Items from a dataset:
================
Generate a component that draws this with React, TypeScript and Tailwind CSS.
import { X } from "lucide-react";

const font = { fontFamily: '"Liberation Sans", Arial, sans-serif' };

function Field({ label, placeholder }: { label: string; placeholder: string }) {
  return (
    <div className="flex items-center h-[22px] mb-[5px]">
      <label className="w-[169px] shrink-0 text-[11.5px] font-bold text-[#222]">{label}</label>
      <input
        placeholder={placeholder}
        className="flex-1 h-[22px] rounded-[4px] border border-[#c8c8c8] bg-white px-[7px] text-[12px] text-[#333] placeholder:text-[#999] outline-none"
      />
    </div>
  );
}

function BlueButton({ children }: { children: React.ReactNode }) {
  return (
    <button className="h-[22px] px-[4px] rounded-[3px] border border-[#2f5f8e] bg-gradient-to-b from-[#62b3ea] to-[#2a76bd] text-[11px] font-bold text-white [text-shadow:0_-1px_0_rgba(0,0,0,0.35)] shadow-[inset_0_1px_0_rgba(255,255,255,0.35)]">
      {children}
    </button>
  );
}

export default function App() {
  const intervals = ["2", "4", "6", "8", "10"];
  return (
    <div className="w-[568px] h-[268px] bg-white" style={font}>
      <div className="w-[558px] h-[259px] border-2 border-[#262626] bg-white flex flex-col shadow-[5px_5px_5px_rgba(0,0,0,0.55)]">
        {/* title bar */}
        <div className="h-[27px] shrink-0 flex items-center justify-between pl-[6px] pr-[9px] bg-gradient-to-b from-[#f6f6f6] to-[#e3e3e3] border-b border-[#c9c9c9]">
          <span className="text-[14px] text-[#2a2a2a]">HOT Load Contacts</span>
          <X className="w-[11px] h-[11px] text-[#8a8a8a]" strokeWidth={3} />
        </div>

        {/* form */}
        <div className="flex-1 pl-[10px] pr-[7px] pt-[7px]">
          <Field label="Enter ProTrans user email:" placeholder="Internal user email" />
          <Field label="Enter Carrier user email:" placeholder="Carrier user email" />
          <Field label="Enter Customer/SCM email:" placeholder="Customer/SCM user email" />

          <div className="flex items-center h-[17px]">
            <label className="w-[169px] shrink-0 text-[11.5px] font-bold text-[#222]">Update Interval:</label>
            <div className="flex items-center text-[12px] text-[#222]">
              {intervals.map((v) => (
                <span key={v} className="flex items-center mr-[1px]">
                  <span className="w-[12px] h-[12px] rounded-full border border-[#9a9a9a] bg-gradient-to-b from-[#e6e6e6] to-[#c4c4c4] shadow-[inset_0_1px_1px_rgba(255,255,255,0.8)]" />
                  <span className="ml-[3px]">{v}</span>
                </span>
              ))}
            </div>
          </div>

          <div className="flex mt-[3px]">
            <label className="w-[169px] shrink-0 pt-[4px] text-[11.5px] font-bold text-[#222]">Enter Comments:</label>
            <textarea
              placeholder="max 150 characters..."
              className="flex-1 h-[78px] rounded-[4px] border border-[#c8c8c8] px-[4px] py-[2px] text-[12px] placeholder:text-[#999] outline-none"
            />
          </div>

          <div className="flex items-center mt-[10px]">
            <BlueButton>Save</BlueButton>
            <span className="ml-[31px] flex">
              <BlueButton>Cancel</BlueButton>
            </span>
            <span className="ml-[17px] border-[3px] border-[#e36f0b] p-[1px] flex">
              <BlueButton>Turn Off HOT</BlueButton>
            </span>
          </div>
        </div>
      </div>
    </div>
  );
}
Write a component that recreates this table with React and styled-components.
================
Determine how many lines of the listing above include the word "component", and report that number only.

2